*Task prompt*: Tally the lines in the data that follows that include the word "this", and report nothing but the total.

*** Source records

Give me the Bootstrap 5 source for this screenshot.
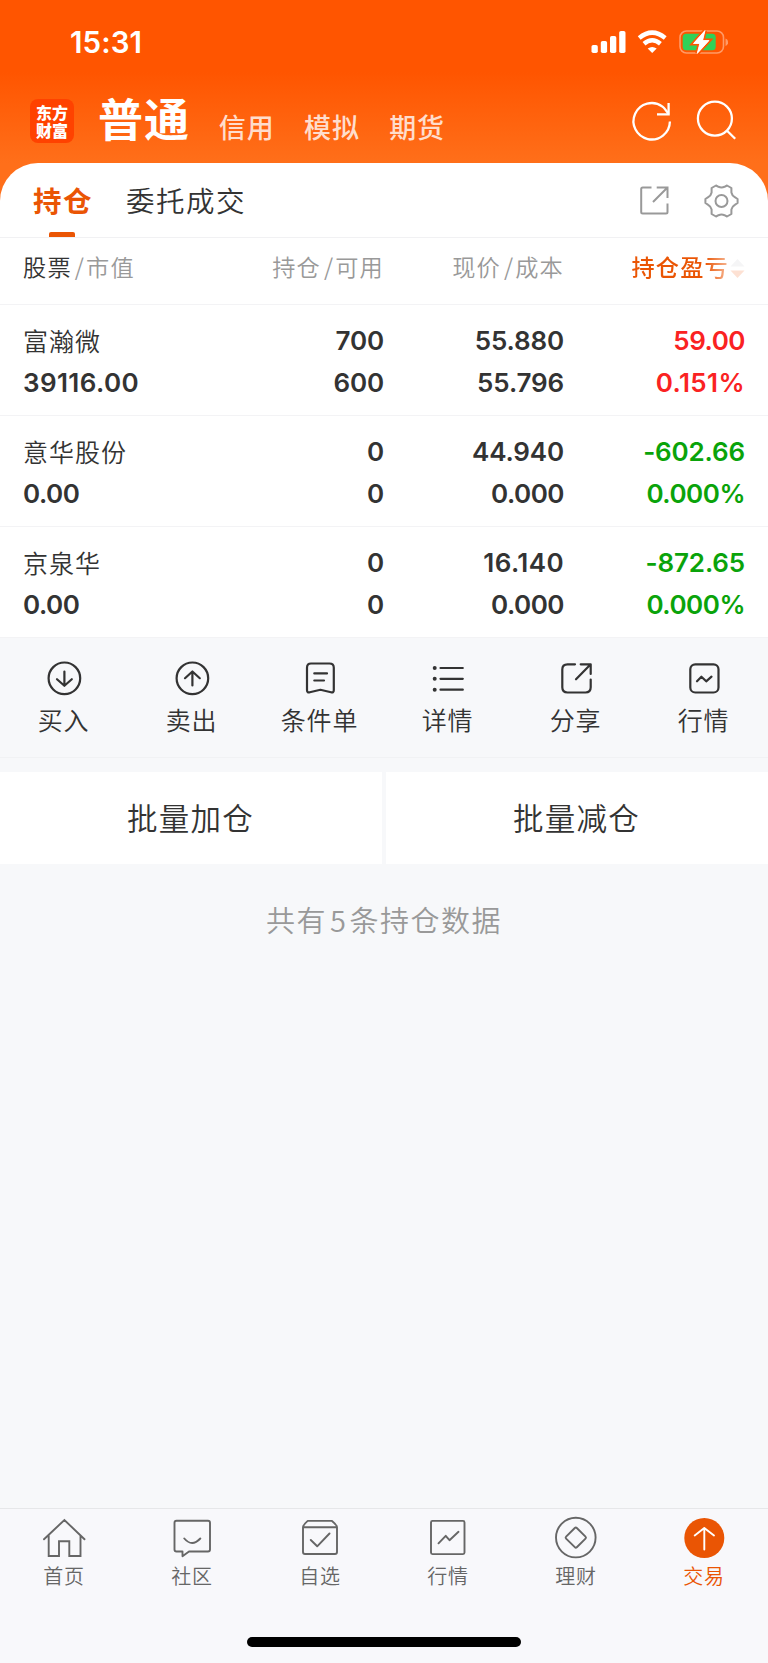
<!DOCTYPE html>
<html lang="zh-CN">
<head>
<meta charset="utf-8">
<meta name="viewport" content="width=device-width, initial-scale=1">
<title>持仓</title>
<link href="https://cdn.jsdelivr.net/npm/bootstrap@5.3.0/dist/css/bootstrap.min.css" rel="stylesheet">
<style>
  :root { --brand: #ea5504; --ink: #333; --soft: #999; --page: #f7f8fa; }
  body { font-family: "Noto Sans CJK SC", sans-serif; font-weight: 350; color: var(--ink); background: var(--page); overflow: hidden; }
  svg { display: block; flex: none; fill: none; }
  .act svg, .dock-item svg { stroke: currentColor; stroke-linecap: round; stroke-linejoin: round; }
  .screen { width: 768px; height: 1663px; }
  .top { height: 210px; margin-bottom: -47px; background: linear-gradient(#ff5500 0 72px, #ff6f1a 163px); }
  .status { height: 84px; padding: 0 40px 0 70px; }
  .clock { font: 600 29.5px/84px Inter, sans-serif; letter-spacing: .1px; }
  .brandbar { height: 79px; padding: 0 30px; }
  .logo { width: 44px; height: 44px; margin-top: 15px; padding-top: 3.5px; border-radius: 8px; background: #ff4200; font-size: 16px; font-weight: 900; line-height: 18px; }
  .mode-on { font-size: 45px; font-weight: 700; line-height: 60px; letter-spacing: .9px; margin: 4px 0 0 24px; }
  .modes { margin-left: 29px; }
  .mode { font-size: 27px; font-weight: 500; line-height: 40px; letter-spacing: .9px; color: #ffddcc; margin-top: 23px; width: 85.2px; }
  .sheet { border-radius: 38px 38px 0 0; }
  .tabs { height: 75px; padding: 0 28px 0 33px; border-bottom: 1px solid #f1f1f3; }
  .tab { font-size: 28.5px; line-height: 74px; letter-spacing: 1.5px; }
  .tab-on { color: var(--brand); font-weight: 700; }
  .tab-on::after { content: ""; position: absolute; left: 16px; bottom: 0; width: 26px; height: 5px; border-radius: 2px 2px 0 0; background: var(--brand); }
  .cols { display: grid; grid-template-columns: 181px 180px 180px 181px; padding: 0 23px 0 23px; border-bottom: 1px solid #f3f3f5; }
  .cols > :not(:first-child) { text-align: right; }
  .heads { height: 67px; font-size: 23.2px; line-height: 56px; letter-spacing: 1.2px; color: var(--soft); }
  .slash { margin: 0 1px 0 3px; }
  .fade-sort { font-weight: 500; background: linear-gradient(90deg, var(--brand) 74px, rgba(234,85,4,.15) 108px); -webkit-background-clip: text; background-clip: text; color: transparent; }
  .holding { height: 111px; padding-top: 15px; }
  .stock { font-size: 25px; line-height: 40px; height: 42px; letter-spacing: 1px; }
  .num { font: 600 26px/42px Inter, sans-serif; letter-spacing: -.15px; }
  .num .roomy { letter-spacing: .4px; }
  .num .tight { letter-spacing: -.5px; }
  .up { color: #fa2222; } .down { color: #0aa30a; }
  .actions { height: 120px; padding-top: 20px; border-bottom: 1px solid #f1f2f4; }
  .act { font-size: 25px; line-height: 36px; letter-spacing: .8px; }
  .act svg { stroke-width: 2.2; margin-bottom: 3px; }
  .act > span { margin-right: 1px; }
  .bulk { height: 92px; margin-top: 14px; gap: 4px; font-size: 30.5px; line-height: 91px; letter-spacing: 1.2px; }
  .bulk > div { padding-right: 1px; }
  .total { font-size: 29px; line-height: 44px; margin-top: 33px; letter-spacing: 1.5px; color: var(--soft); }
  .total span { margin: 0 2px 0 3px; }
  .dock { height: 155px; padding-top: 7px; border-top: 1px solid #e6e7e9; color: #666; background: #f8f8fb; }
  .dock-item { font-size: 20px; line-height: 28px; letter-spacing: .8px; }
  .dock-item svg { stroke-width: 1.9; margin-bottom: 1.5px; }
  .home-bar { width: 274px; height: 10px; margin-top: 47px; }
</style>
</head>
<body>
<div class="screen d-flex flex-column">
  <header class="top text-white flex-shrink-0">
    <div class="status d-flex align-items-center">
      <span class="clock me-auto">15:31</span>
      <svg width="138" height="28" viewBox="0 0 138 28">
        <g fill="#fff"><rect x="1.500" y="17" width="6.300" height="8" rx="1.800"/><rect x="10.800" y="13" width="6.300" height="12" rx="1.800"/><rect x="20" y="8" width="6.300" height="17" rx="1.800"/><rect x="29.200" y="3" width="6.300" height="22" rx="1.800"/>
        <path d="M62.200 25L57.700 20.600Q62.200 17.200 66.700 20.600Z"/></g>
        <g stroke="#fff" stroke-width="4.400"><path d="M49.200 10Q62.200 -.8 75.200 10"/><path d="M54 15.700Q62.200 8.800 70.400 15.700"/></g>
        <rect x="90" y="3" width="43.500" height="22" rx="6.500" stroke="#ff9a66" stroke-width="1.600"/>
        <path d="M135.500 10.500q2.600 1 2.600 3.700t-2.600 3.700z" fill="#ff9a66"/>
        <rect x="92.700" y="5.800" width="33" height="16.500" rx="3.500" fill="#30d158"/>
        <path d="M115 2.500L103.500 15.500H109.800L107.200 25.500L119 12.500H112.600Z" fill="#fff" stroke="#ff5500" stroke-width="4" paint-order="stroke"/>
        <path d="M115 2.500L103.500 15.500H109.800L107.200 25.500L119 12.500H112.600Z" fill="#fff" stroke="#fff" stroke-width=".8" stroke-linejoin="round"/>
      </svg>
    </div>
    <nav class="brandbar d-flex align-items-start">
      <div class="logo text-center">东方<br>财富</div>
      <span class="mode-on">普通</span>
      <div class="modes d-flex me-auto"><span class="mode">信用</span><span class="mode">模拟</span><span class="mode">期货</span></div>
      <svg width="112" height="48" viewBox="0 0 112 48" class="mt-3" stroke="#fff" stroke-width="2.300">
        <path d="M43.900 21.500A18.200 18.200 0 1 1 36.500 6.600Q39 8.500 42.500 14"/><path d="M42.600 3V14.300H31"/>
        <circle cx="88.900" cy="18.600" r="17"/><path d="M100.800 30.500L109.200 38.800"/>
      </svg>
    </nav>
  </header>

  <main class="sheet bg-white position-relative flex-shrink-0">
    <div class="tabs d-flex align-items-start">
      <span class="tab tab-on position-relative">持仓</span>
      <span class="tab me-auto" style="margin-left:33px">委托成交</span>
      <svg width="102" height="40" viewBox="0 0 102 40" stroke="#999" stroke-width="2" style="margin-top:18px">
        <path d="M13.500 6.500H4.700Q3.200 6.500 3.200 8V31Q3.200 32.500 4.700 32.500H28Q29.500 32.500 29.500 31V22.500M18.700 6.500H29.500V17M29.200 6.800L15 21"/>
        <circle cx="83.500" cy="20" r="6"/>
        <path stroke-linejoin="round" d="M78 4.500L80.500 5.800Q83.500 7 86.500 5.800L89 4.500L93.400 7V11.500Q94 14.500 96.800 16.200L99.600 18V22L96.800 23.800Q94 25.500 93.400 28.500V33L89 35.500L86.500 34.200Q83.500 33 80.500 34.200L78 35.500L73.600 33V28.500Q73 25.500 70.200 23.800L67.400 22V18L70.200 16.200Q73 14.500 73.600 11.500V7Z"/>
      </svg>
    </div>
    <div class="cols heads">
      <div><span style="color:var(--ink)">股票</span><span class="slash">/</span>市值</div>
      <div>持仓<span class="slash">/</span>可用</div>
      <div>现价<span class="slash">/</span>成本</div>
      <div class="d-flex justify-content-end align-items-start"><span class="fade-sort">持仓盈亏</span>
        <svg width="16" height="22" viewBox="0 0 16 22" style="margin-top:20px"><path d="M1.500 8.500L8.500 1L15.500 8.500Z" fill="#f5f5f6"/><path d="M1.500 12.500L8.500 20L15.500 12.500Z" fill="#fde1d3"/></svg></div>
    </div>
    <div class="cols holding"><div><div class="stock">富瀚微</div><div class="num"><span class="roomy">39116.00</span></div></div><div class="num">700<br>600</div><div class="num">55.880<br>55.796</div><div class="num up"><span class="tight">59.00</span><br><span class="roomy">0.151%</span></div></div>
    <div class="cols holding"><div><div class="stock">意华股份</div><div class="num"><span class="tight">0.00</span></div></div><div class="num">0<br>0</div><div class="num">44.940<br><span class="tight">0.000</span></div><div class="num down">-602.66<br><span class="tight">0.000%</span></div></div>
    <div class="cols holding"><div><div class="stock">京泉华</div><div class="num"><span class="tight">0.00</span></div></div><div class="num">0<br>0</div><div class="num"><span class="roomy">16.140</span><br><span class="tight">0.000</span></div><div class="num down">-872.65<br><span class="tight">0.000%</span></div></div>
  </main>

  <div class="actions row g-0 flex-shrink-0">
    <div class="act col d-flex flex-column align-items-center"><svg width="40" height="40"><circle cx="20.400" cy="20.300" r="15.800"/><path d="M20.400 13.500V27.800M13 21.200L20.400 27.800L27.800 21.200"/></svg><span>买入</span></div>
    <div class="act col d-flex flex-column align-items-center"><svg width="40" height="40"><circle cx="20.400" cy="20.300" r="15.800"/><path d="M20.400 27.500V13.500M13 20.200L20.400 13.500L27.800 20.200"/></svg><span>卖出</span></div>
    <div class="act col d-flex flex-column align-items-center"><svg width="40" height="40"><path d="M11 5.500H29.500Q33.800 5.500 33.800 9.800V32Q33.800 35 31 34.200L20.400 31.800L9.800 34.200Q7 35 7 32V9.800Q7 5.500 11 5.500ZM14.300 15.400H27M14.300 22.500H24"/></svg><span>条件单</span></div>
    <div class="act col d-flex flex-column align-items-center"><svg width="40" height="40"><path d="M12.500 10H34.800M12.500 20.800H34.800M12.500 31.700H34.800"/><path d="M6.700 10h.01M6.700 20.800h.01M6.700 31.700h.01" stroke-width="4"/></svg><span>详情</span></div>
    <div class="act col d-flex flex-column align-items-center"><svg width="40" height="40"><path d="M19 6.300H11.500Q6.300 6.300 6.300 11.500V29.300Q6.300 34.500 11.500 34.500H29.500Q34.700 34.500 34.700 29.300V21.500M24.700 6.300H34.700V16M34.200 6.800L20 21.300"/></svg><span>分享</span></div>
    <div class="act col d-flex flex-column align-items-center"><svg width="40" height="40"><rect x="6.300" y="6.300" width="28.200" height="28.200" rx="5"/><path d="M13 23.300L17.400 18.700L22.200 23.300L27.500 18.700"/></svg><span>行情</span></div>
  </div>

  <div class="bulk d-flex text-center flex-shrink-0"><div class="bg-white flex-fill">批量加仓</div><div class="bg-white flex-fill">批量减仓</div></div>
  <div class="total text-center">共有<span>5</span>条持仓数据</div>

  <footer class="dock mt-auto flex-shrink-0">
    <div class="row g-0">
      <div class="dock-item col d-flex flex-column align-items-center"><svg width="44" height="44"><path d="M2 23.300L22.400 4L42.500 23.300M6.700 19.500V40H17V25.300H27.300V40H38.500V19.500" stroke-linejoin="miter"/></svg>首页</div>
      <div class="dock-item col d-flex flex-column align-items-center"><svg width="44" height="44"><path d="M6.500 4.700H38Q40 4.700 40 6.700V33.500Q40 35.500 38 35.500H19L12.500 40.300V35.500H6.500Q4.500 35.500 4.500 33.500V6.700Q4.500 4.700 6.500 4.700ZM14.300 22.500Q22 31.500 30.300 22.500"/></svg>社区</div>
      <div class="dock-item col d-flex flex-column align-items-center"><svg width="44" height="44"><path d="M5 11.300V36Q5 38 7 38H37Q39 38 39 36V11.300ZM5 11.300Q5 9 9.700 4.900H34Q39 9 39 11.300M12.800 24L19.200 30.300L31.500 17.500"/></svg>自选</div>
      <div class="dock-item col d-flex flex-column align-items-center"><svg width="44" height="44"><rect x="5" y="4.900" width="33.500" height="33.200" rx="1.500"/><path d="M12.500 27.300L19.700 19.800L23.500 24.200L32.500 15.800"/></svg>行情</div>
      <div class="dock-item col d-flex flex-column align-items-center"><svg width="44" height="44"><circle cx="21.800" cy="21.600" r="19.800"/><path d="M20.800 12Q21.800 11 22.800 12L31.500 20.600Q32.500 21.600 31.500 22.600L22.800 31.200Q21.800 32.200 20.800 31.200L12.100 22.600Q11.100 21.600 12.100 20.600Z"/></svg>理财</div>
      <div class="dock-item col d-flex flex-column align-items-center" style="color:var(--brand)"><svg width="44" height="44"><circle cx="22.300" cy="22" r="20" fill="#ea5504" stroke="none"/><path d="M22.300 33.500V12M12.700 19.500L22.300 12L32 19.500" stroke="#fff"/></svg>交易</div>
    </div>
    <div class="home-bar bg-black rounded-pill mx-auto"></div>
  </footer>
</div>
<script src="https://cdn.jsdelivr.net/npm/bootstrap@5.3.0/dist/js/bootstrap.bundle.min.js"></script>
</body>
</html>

******
*** Source records

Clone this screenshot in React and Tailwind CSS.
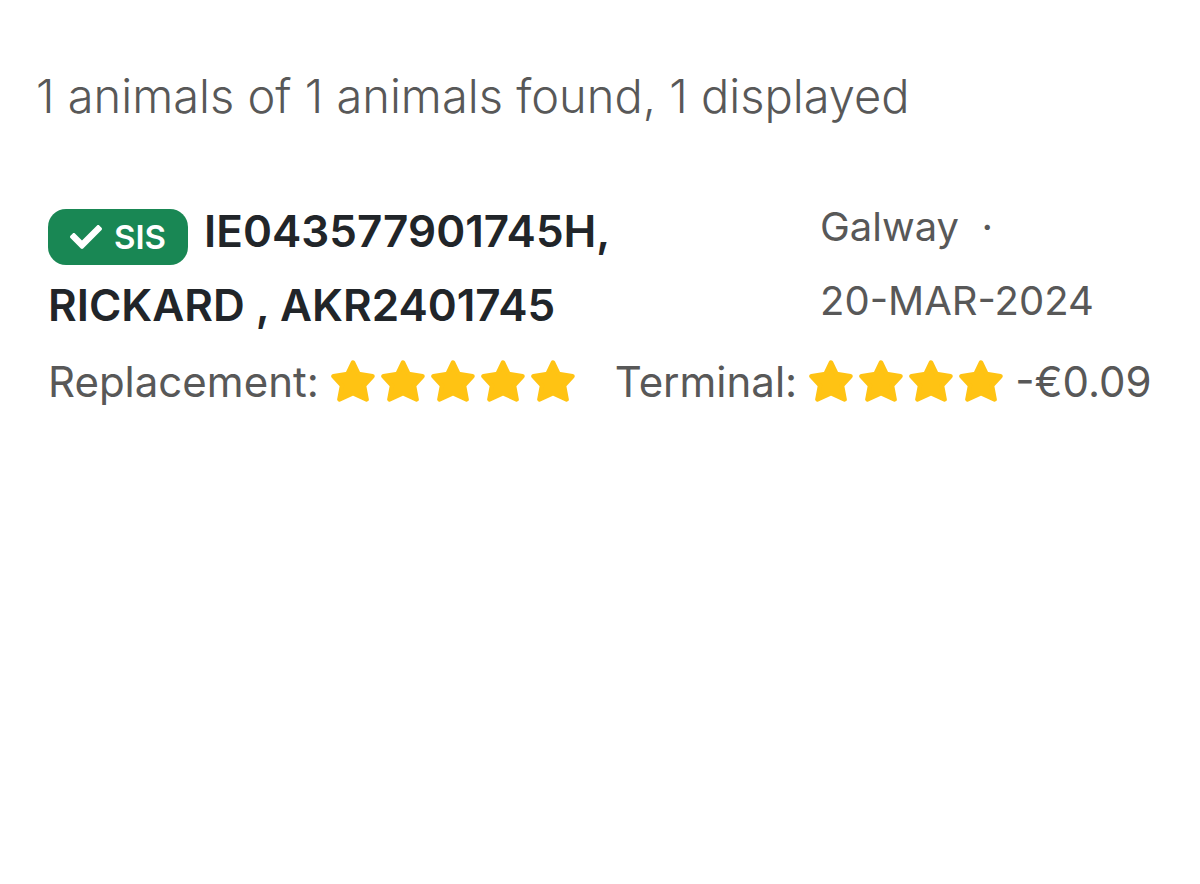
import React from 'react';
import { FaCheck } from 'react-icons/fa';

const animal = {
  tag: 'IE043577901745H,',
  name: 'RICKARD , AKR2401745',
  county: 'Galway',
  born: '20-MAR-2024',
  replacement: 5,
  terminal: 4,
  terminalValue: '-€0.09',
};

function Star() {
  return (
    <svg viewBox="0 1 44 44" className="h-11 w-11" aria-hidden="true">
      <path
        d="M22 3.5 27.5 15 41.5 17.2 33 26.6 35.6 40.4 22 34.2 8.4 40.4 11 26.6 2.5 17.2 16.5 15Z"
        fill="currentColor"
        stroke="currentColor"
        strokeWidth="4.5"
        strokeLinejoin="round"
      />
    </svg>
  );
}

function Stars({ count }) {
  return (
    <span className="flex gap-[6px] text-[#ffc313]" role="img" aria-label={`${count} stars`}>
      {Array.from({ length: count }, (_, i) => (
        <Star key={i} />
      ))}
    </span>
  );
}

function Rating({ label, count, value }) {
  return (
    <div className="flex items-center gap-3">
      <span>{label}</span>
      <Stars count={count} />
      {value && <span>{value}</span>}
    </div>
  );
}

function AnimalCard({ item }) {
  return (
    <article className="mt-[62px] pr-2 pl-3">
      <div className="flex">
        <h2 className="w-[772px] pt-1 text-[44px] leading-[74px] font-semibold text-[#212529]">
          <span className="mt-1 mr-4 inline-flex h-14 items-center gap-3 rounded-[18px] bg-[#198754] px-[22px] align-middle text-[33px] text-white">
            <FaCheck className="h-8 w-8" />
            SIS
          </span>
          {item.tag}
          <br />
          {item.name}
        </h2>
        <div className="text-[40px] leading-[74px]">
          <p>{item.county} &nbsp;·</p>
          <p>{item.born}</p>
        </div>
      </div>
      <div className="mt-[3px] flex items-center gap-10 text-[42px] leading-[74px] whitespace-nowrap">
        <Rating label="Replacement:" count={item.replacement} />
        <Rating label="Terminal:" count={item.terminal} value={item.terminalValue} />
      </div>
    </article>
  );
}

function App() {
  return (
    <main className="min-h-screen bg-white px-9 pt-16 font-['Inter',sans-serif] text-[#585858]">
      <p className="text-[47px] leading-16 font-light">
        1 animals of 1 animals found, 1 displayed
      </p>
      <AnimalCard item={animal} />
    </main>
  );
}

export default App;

******

*The response*: 2